Problem: Specialized structure
exploitation ≪ adaptive entropy modeling
Compression Gap
-21%
XML Head underperformed generic adaptive head by over 1 ratio point

Why? Adaptive entropy coders (ICM, ISSE) naturally learn structural patterns without explicit parsing. Hand-coded structure detection missed subtle statistical dependencies that context mixing discovered automatically.

Problem #2: Entropy Increase as Preprocessor

When used as a preprocessor stage, they increased entropy above natural language baseline

Entropy Analysis:

Raw English text:        4.5 bits/byte
After XML Head:          5.8 bits/byte  ↑
After English Head:      5.6 bits/byte  ↑

Raw XML document:        3.2 bits/byte
After XML Head:          4.9 bits/byte  ↑

Problem: Preprocessing destroyed
natural redundancy patterns
Entropy Inflation
+29%
XML preprocessing increased entropy from 3.2 to 4.9 bits/byte

Why? Dictionary encoding and space folding created uniform token streams that eliminated the low-entropy patterns (repetitive words, predictable spacing) that downstream compressors rely on.
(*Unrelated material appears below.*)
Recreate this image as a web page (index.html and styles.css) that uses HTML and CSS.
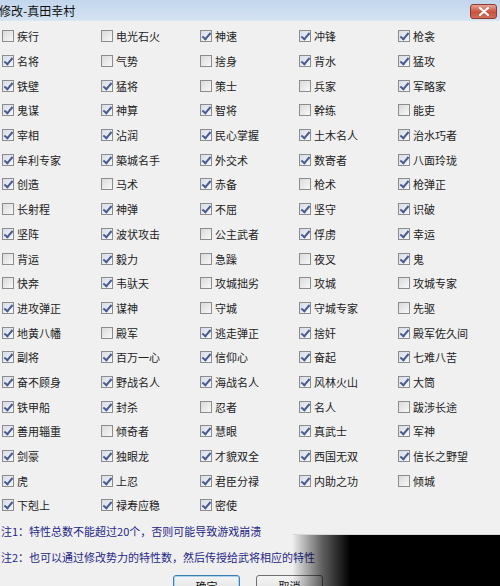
FILE: index.html
```html
<!DOCTYPE html>
<html lang="zh-CN">
<head>
  <meta charset="UTF-8">
  <title>修改-真田幸村</title>
  <link rel="stylesheet" href="styles.css">
</head>
<body>
  <div class="win">
    <div class="titlebar">
      <span class="title">修改-真田幸村</span>
      <button class="close" title="关闭">
        <svg width="12" height="9" viewBox="0 0 12 9"><path d="M2 1 L10 8 M10 1 L2 8" stroke="#fff" stroke-width="2.2" stroke-linecap="round"/></svg>
      </button>
    </div>

    <!-- 特性列表 -->
    <div class="traits">
      <label class="trait"><span class="box"></span>疾行</label>
      <label class="trait"><span class="box"></span>电光石火</label>
      <label class="trait"><span class="box on"></span>神速</label>
      <label class="trait"><span class="box on"></span>冲锋</label>
      <label class="trait"><span class="box on"></span>枪衾</label>

      <label class="trait"><span class="box on"></span>名将</label>
      <label class="trait"><span class="box"></span>气势</label>
      <label class="trait"><span class="box"></span>捨身</label>
      <label class="trait"><span class="box on"></span>背水</label>
      <label class="trait"><span class="box on"></span>猛攻</label>

      <label class="trait"><span class="box on"></span>铁壁</label>
      <label class="trait"><span class="box on"></span>猛将</label>
      <label class="trait"><span class="box"></span>策士</label>
      <label class="trait"><span class="box"></span>兵家</label>
      <label class="trait"><span class="box on"></span>军略家</label>

      <label class="trait"><span class="box on"></span>鬼谋</label>
      <label class="trait"><span class="box on"></span>神算</label>
      <label class="trait"><span class="box on"></span>智将</label>
      <label class="trait"><span class="box"></span>幹练</label>
      <label class="trait"><span class="box"></span>能吏</label>

      <label class="trait"><span class="box on"></span>宰相</label>
      <label class="trait"><span class="box on"></span>沾润</label>
      <label class="trait"><span class="box on"></span>民心掌握</label>
      <label class="trait"><span class="box on"></span>土木名人</label>
      <label class="trait"><span class="box on"></span>治水巧者</label>

      <label class="trait"><span class="box on"></span>牟利专家</label>
      <label class="trait"><span class="box on"></span>築城名手</label>
      <label class="trait"><span class="box on"></span>外交术</label>
      <label class="trait"><span class="box on"></span>数寄者</label>
      <label class="trait"><span class="box on"></span>八面玲珑</label>

      <label class="trait"><span class="box on"></span>创造</label>
      <label class="trait"><span class="box"></span>马术</label>
      <label class="trait"><span class="box on"></span>赤备</label>
      <label class="trait"><span class="box"></span>枪术</label>
      <label class="trait"><span class="box on"></span>枪弹正</label>

      <label class="trait"><span class="box"></span>长射程</label>
      <label class="trait"><span class="box on"></span>神弹</label>
      <label class="trait"><span class="box on"></span>不屈</label>
      <label class="trait"><span class="box on"></span>坚守</label>
      <label class="trait"><span class="box on"></span>识破</label>

      <label class="trait"><span class="box on"></span>坚阵</label>
      <label class="trait"><span class="box on"></span>波状攻击</label>
      <label class="trait"><span class="box"></span>公主武者</label>
      <label class="trait"><span class="box on"></span>俘虏</label>
      <label class="trait"><span class="box on"></span>幸运</label>

      <label class="trait"><span class="box"></span>背运</label>
      <label class="trait"><span class="box on"></span>毅力</label>
      <label class="trait"><span class="box"></span>急躁</label>
      <label class="trait"><span class="box"></span>夜叉</label>
      <label class="trait"><span class="box on"></span>鬼</label>

      <label class="trait"><span class="box"></span>快奔</label>
      <label class="trait"><span class="box on"></span>韦驮天</label>
      <label class="trait"><span class="box"></span>攻城拙劣</label>
      <label class="trait"><span class="box"></span>攻城</label>
      <label class="trait"><span class="box"></span>攻城专家</label>

      <label class="trait"><span class="box on"></span>进攻弹正</label>
      <label class="trait"><span class="box on"></span>谋神</label>
      <label class="trait"><span class="box"></span>守城</label>
      <label class="trait"><span class="box on"></span>守城专家</label>
      <label class="trait"><span class="box"></span>先驱</label>

      <label class="trait"><span class="box on"></span>地黄八幡</label>
      <label class="trait"><span class="box"></span>殿军</label>
      <label class="trait"><span class="box on"></span>逃走弹正</label>
      <label class="trait"><span class="box on"></span>捨奸</label>
      <label class="trait"><span class="box on"></span>殿军佐久间</label>

      <label class="trait"><span class="box on"></span>副将</label>
      <label class="trait"><span class="box on"></span>百万一心</label>
      <label class="trait"><span class="box on"></span>信仰心</label>
      <label class="trait"><span class="box on"></span>奋起</label>
      <label class="trait"><span class="box on"></span>七难八苦</label>

      <label class="trait"><span class="box on"></span>奋不顾身</label>
      <label class="trait"><span class="box on"></span>野战名人</label>
      <label class="trait"><span class="box on"></span>海战名人</label>
      <label class="trait"><span class="box on"></span>风林火山</label>
      <label class="trait"><span class="box on"></span>大筒</label>

      <label class="trait"><span class="box on"></span>铁甲船</label>
      <label class="trait"><span class="box on"></span>封杀</label>
      <label class="trait"><span class="box"></span>忍者</label>
      <label class="trait"><span class="box on"></span>名人</label>
      <label class="trait"><span class="box"></span>跋涉长途</label>

      <label class="trait"><span class="box on"></span>善用辎重</label>
      <label class="trait"><span class="box"></span>倾奇者</label>
      <label class="trait"><span class="box on"></span>慧眼</label>
      <label class="trait"><span class="box on"></span>真武士</label>
      <label class="trait"><span class="box on"></span>军神</label>

      <label class="trait"><span class="box on"></span>剑豪</label>
      <label class="trait"><span class="box on"></span>独眼龙</label>
      <label class="trait"><span class="box on"></span>才貌双全</label>
      <label class="trait"><span class="box on"></span>西国无双</label>
      <label class="trait"><span class="box on"></span>信长之野望</label>

      <label class="trait"><span class="box on"></span>虎</label>
      <label class="trait"><span class="box on"></span>上忍</label>
      <label class="trait"><span class="box on"></span>君臣分禄</label>
      <label class="trait"><span class="box on"></span>内助之功</label>
      <label class="trait"><span class="box"></span>倾城</label>

      <label class="trait"><span class="box on"></span>下剋上</label>
      <label class="trait"><span class="box on"></span>禄寿应稳</label>
      <label class="trait"><span class="box on"></span>密使</label>
    </div>

    <div class="notes">
      <p class="note">注1：特性总数不能超过20个，否则可能导致游戏崩溃</p>
      <p class="note">注2：也可以通过修改势力的特性数，然后传授给武将相应的特性</p>
    </div>

    <div class="buttons">
      <button class="btn default">确定</button>
      <button class="btn">取消</button>
    </div>

    <!-- dark area over the bottom right corner of the capture -->
    <div class="shade"></div>
  </div>
</body>
</html>
```

FILE: styles.css
```css
html, body {
  margin: 0;
  padding: 0;
}
body {
  width: 500px;
  height: 586px;
  overflow: hidden;
  background: #f0f0f0;
  font-family: "Noto Sans CJK SC", "Liberation Sans", sans-serif;
  font-size: 11px;
  color: #222;
}
.win {
  position: relative;
  height: 586px;
  overflow: hidden;
}
.titlebar {
  height: 20px;
  display: flex;
  align-items: center;
  justify-content: space-between;
  background: linear-gradient(#c2d6ec, #d4e3f3);
  border-bottom: 1px solid #dbe6f1;
}
.title {
  font-size: 12px;
  color: #111;
  margin-left: -1px;
}
.close {
  width: 27px;
  height: 15px;
  margin: 2px 3px 0 0;
  padding: 0;
  display: flex;
  align-items: center;
  justify-content: center;
  border: 1px solid #8a3a30;
  border-radius: 3px;
  background: linear-gradient(#e8a494, #c9503c 55%, #d4705c);
}
/* checkbox grid */
.traits {
  display: grid;
  grid-template-columns: repeat(5, 99px);
  grid-auto-rows: 24.7px;
  padding: 3px 0 0 2px;
}
.trait {
  display: flex;
  align-items: center;
  gap: 3px;
  white-space: nowrap;
}
.box {
  position: relative;
  width: 10px;
  height: 10px;
  flex: none;
  border: 1px solid #8c8c8c;
  background: linear-gradient(135deg, #dadada, #f8f8f8);
}
.box.on {
  background: linear-gradient(135deg, #d6dce8, #f6f8fc);
}
.box.on::after {
  content: "";
  position: absolute;
  left: 3px;
  top: 0;
  width: 3px;
  height: 7px;
  border-right: 2px solid #4a5b8f;
  border-bottom: 2px solid #4a5b8f;
  transform: rotate(40deg);
}
.notes {
  padding-left: 1px;
}
.note {
  margin: 0;
  height: 26px;
  line-height: 26px;
  color: #1f2688;
  font-size: 11px;
}
.buttons {
  display: flex;
  gap: 16px;
  padding: 5px 0 0 173px;
}
.btn {
  width: 67px;
  height: 23px;
  font-family: inherit;
  font-size: 11px;
  color: #111;
  border: 1px solid #707070;
  border-radius: 3px;
  background: linear-gradient(#f4f4f4, #dedede);
}
.btn.default {
  border-color: #3c7fb1;
  box-shadow: inset 0 0 0 1px #a8d4f0;
}
.shade {
  position: absolute;
  left: 292px;
  top: 534px;
  right: 0;
  bottom: 0;
  background: linear-gradient(to right, rgba(0,0,0,0), rgba(0,0,0,0.6) 30px, #000 58px);
  border-top: 1px solid #d8d8d8;
  pointer-events: none;
}
```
Problem #3: Two-Stage Pipeline Inefficiency

The preprocessor + entropy coder pipeline suffered from information loss at the boundary

Intended Pipeline:

Raw XML
  ↓ [XML Head: structure parsing]
Token stream (lower entropy?)
  ↓ [Adaptive Head: entropy coding]
Compressed output

Expected: 6.5:1 compression
Actual Result:

Raw XML (H = 3.2 bits/byte)
  ↓ [XML Head]
Token stream (H = 4.9 bits/byte) 🔥
  ↓ [Adaptive Head struggles]
Compressed output

Achieved: 3.8:1 compression ✗

Root cause: The preprocessor removed human-readable redundancy (tag names, spacing) but created machine-readable randomness (dictionary indices, structure codes). Downstream compressors trained on natural text patterns couldn't adapt to the artificial token distribution.

Pipeline Loss
-41%
Two-stage approach: 3.8:1 vs direct adaptive: 5.2:1

Attempted Fixes (All Failed)

Fix Attempt #1
Rice-Golomb Coding for dictionary entries — still worse than adaptive baseline
Fix Attempt #2
Multiple dictionary sizes (100, 500, 1000 words) — no configuration beat adaptive
Fix Attempt #3
Hybrid approaches (partial tokenization) — added complexity without gains
Rice-Golomb Experiment:

Dictionary index distribution: Zipfian (common words frequent)
Rice-Golomb parameter k: tuned for top-100 frequency
Result: 4.3:1 compression (vs 5.2:1 adaptive baseline)

Conclusion: Even optimal variable-length coding of dictionary
indices couldn't recover the entropy increase from tokenization.

The Fundamental Lesson

Why Domain-Specific Heads Failed:

  1. Adaptive entropy coders already capture structure: ICM/ISSE chains learn XML patterns and English grammar without explicit parsing
  2. Preprocessing destroys context: Converting "the dog" → [dict:42, dict:89] loses bigram frequency information
  3. Entropy doesn't lie: If preprocessing increases entropy, downstream compression can't magically recover lost information
  4. Pipeline boundaries are costly: Each stage boundary introduces irreversible information loss

Key insight: End-to-end learning (adaptive context mixing) beats hand-crafted multi-stage pipelines because it optimizes the entire compression objective jointly, not stage-by-stage.

What Actually Works

FA-CVM segmentation succeeded where these failed because it routes to existing optimized coders rather than creating artificial intermediate representations.